Role of Competing Magnetic Exchange on Non-Collinear to Collinear Magnetic Ordering and Skyrmion Stabilization in Centrosymmetric Hexagonal Magnets

Topological magnetic skyrmions with helicity state degrees of freedom in centrosymmetric magnets possess great potential for advanced spintronics applications and quantum computing. Till date, the skyrmion study in this class of materials mostly remains focused to collinear ferromagnets with uniaxial magnetic anisotropy. Here, we present a combined theoretical and experimental study on the competing magnetic exchange-induced evolution of noncollinear magnetic ground states and its impact on the skyrmion formation in a series of centrosymmetric hexagonal noncollinear magnets, MnFe_1-xCo_xGe.
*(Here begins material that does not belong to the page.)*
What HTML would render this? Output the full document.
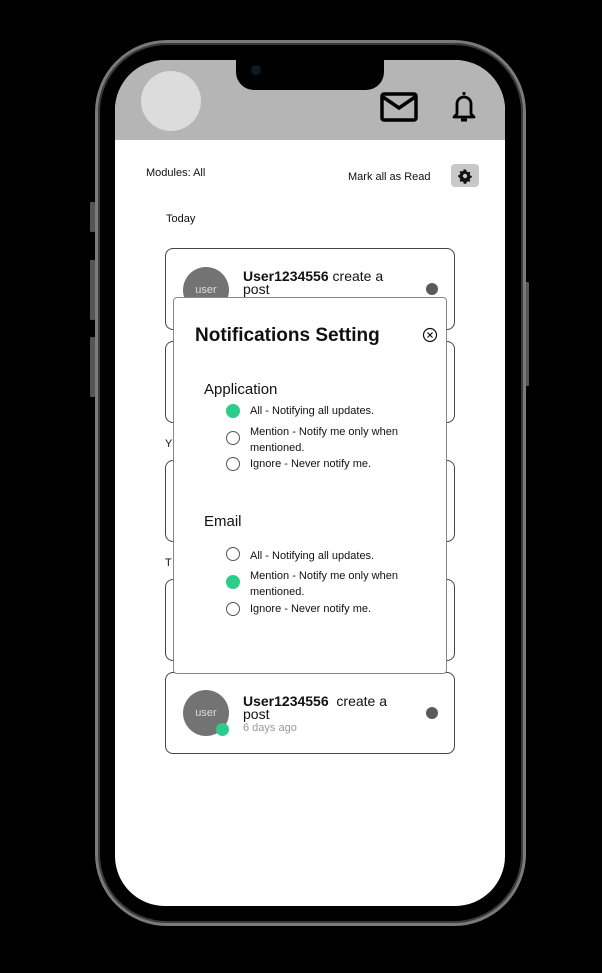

We show that by engineering the Fe/Co ratio, the system progressively transforms from a noncollinear magnetic state with in-plane antiferromagnetic ordering in MnFeGe to a collinear ferromagnetic (FM) spin arrangement in MnFe_0.2Co_0.8Ge. We utilize Lorentz transmission electron microscopy, neutron diffraction experiments, and micromagnetic simulations to demonstrate the role of competing magnetic exchange-induced in-plane magnetic moment in the formation of nontopological type-II magnetic bubbles in the system. However, skyrmions with degenerate helicity states are found to be stable magnetic entities in the case of the perfect uniaxial magnetic anisotropy system. The present study offers a great opportunity to tune the skyrmion phase in centrosymmetric magnets by intrinsically designing the magnetic ground state, thereby providing a unique platform for realizing skyrmion-based spintronics devices.